Nerve, adattamento cinematografico dell’omonimo libro, è la storia di Vee, una liceale emarginata che per scappare dalla solita routine decide di prendere parte ad un social game virtuale. Nonostante la sua insidiosità le regole del gioco sono semplici, infatti basta scaricare un’app sul proprio pc o smartphone e scegliere tra due categorie: Spettatori o Giocatori.
I primi pagano per vedere i secondi compiere diverse azioni (dalle più semplici a quelle più estreme e/o umilianti) in tempo reale. Grazie alle informazioni raccolte in Internet, gli Spettatori sono a conoscenza dei gusti e dei punti deboli dei giocatori e, grazie a essi, costruiscono delle sfide disegnate attorno ad ognuno di loro. Più è alto il numero di follower, più denaro riceveranno i Giocatori; inoltre ci si può ritirare in qualsiasi momento (a patto però di rinunciare a tutto quello ciò che si è guadagnato in precedenza). Ed è proprio questo che spinge Vee, interpretata da Emma Roberts, a far parte della seconda categoria e ad allearsi con Ian, un ragazzo conosciuto nel gioco.

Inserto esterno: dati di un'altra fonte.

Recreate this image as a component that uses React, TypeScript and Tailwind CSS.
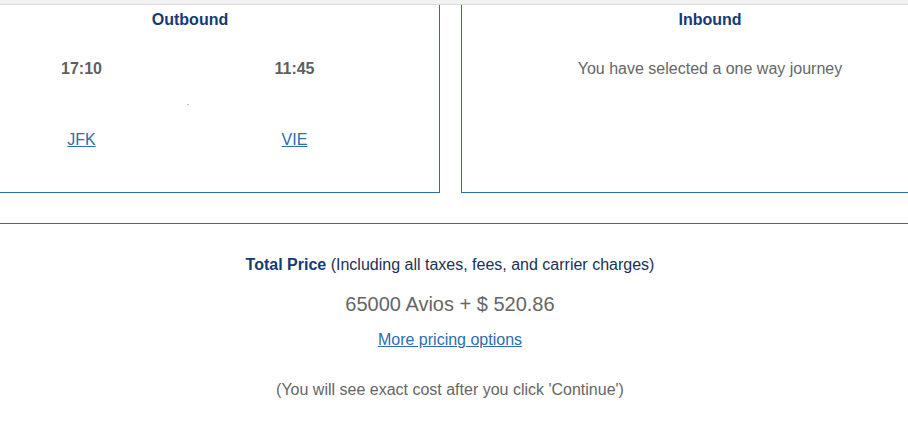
export default function App() {
  return (
    <div
      className="w-[908px] h-[424px] overflow-hidden bg-white text-[#666]"
      style={{ fontFamily: '"Liberation Sans", Arial, sans-serif' }}
    >
      {/* top strip */}
      <div className="h-[4px] bg-[#f2f2f2] border-b border-[#dcdcdc] box-content" />

      {/* journey panels */}
      <div className="flex w-[1020px] -ml-[60px] gap-[21px] h-[188px]">
        <div className="w-[500px] border-x border-b border-[#2c6db3]">
          <h2 className="pt-[5px] text-center text-[16px] font-bold text-[#153a75] leading-[20px]">Outbound</h2>
          <div className="flex ml-[87px] mt-[29px]">
            <div className="w-[107px] text-center">
              <div className="text-[16px] font-bold text-[#5f5f5f] leading-[20px]">17:10</div>
              <a href="#" className="block mt-[51px] text-[16px] text-[#2c6db3] underline leading-[20px]">JFK</a>
            </div>
            <div className="w-[106px] flex justify-center">
              <span className="mt-[45px] w-[2px] h-[1px] bg-[#bbb]" />
            </div>
            <div className="w-[107px] text-center">
              <div className="text-[16px] font-bold text-[#5f5f5f] leading-[20px]">11:45</div>
              <a href="#" className="block mt-[51px] text-[16px] text-[#2c6db3] underline leading-[20px]">VIE</a>
            </div>
          </div>
        </div>
        <div className="w-[498px] border-x border-b border-[#2c6db3]">
          <h2 className="pt-[5px] text-center text-[16px] font-bold text-[#153a75] leading-[20px]">Inbound</h2>
          <p className="mt-[29px] text-center text-[16px] text-[#666] leading-[20px]">You have selected a one way journey</p>
        </div>
      </div>

      {/* price summary */}
      <div className="mt-[30px] border-t border-[#2c6db3]">
        <div className="pr-[8px] text-center">
          <p className="mt-[31px] text-[16px] leading-[20px] text-[#1d2f55]">
            <span className="font-bold text-[#153a75]">Total Price</span> (Including all taxes, fees, and carrier charges)
          </p>
          <p className="mt-[17px] text-[20px] leading-[24px] text-[#666]">65000 Avios + $ 520.86</p>
          <a href="#" className="inline-block mt-[14px] text-[16px] leading-[20px] text-[#2c6db3] underline">More pricing options</a>
          <p className="mt-[28px] text-[16px] leading-[20px] text-[#666]">(You will see exact cost after you click 'Continue')</p>
        </div>
      </div>
    </div>
  );
}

Eppure qualcosa nel passato del ragazzo potrebbe mettere in pericolo il futuro della sua famiglia. Che l’innocuo passatempo virtuale sia in realtà un’implacabile trappola mortale? La risposta è al cinema. Ma cosa ha che fare Nerve con il fenomeno della Blue whale? Prima di tutto bisogna mettere in chiaro che questo film è uscito l’anno scorso negli Usa e solo qualche giorno fa è approdato anche nei cinema italiani. A questo punto però viene spontaneo domandarsi se tutto ciò sia stato solo un caso fortuito o una sorta di “premonizione”. Molto probabilmente è la prima, dato che lo scopo dei registi Henry Joost e Ariel Schulman era quello di raccontare una storia d’amore fuori dagli schemi in cui il gioco fosse solo un pretesto per far conoscere i due protagonisti. Ma nonostante ciò, rimangono molte similitudini tra i due “giochi”: da ambo le parti i concorrenti devono filmarsi, compiere azioni più o meno pericolose e inviarle ai curatori/spettatori. In particolare nella Blu whale i “giocatori” devono svolgere una “to-do-list” di 50 giorni che termina con il suicidio.
Questa macabra challenge, nata in Russia, è stata portata sotto i riflettori dal programma tv “Le Iene” con il loro servizio “Suicidarsi per gioco” facendo subito il giro del mondo e creando parecchio allarmismo. Ma quanto c’è di vero in quel servizio? Matteo Viviani, autore del servizio, afferma “Ammetto la mia leggerezza nel non aver fatto tutte le verifiche del caso.” Ma la Tv può davvero permettersi queste leggerezze? Ai posteri l’ardua sentenza. Nello stesso tempo due ragazzi, chiamati “iRognosi”, però si sono posti un quesito ed hanno così postato un video su Youtube chiamato “Blu whale positiva” dove il famigerato mammifero blu è stato sostituito da un più amichevole delfino rosa, ed al posto di pericolose sfide troviamo solo cose positive. Nonostante sia amatoriale, il video è davvero toccante ed ironizza quel tanto che basta su un “gioco” così assurdo.